### Given task
Each line containing the word "with" must be collected.

### Records provided
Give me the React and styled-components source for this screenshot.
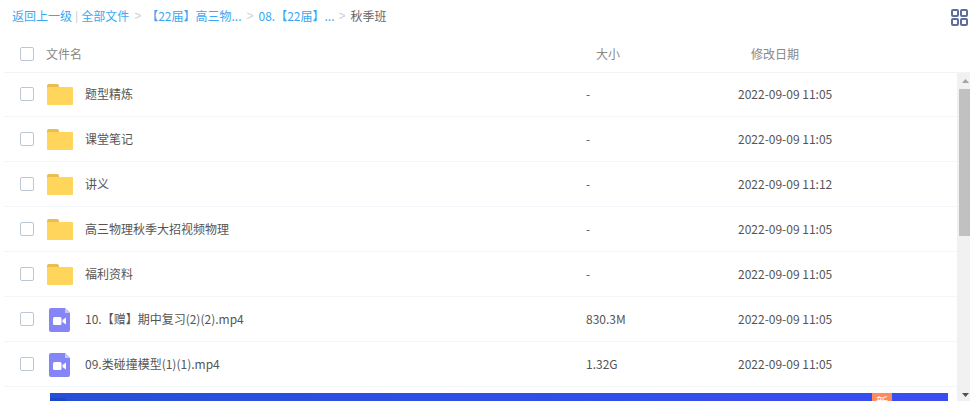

==

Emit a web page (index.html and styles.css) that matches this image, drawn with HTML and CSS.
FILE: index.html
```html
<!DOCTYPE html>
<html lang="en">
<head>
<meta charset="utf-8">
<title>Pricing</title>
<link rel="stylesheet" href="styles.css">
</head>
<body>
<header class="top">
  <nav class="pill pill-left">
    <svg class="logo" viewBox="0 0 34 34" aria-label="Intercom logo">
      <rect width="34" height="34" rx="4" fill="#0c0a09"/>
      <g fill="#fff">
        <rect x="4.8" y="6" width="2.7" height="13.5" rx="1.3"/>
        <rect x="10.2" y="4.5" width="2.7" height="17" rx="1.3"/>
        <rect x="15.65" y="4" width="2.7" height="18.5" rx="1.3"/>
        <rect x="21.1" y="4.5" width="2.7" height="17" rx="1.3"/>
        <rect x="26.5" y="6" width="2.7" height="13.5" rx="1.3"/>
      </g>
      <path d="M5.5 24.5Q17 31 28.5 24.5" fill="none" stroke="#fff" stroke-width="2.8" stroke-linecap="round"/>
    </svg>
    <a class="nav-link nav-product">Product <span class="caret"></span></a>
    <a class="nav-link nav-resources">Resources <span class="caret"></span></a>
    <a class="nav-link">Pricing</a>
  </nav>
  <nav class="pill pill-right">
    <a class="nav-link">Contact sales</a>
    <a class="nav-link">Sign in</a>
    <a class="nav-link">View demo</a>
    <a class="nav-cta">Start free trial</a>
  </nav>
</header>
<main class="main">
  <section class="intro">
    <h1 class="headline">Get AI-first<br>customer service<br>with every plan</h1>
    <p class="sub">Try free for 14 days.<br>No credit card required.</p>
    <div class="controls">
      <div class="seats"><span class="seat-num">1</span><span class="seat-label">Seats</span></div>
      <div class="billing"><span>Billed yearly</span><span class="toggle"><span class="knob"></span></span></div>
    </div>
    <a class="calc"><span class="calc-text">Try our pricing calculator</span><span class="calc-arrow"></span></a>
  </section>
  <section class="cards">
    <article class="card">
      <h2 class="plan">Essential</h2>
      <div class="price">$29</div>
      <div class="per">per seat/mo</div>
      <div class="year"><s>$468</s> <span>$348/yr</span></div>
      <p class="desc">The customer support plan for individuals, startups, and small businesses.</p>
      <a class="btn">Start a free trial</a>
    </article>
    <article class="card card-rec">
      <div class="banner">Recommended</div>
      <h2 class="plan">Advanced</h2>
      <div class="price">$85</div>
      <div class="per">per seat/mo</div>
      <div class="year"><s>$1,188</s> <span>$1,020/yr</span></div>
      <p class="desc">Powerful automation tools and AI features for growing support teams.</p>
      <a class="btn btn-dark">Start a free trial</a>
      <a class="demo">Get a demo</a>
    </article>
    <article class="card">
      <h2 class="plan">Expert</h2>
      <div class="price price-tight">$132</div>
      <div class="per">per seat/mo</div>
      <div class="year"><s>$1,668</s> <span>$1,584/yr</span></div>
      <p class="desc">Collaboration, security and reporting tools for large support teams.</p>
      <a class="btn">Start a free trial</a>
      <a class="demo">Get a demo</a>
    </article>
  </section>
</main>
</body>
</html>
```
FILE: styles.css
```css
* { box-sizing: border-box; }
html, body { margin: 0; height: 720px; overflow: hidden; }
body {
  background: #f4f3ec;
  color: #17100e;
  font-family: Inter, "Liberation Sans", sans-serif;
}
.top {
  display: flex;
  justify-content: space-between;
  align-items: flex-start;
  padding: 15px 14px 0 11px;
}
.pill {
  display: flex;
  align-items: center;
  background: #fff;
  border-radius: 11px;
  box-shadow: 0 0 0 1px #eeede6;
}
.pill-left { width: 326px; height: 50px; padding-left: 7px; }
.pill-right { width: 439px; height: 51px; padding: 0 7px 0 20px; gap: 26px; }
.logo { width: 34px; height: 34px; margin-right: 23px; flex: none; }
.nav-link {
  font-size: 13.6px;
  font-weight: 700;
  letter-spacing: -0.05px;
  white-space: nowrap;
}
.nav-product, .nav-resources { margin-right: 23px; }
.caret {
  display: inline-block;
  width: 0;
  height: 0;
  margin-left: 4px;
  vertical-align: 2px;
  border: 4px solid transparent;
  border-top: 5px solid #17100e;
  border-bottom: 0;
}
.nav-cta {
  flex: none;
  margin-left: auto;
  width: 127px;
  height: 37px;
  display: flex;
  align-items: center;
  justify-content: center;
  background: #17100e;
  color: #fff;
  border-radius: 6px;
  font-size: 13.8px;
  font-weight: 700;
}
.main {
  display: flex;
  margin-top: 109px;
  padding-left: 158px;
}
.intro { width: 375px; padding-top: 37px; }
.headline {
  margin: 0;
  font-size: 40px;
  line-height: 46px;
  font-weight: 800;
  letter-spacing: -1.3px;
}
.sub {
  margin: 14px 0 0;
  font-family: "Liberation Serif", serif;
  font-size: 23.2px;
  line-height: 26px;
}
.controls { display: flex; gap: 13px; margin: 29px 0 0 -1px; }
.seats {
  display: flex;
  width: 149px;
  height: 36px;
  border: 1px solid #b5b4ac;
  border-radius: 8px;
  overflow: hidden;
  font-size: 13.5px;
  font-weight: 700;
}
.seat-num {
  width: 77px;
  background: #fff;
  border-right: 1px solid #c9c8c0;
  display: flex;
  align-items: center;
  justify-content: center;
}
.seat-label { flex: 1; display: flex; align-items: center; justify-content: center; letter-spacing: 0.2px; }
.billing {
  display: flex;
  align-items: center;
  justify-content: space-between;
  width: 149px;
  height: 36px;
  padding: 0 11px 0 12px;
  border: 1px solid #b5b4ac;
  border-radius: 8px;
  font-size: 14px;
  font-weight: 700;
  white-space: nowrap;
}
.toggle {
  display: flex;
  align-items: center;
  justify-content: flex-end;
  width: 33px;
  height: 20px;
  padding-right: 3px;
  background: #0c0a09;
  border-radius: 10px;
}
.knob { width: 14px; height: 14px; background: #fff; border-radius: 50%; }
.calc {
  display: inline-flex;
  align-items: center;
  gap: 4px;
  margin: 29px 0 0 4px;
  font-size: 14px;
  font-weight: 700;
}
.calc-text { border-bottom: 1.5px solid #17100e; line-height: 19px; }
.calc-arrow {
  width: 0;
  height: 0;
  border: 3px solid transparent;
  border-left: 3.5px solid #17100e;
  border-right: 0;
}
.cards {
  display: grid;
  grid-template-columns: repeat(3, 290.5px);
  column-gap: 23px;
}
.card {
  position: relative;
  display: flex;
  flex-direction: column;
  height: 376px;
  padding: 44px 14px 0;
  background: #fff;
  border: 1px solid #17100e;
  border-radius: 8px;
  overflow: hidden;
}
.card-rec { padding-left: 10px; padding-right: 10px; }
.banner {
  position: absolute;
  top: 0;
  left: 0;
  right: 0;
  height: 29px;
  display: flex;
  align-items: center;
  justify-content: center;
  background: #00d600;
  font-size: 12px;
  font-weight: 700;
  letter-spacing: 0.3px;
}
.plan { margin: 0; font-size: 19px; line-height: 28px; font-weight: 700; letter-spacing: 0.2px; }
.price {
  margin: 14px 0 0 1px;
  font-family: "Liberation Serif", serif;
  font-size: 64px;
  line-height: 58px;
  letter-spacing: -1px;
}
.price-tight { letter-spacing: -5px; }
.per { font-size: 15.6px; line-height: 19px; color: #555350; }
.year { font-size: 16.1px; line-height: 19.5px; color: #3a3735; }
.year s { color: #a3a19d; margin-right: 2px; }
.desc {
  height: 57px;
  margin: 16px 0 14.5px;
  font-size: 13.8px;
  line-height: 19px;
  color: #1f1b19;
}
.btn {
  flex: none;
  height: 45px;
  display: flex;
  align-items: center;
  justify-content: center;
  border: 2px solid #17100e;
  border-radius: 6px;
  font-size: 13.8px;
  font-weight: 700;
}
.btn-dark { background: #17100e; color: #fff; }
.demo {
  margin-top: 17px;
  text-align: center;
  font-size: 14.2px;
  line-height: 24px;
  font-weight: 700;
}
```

### Task answer
Emit a web page (index.html and styles.css) that matches this image, drawn with HTML and CSS.
    <h1 class="headline">Get AI-first<br>customer service<br>with every plan</h1>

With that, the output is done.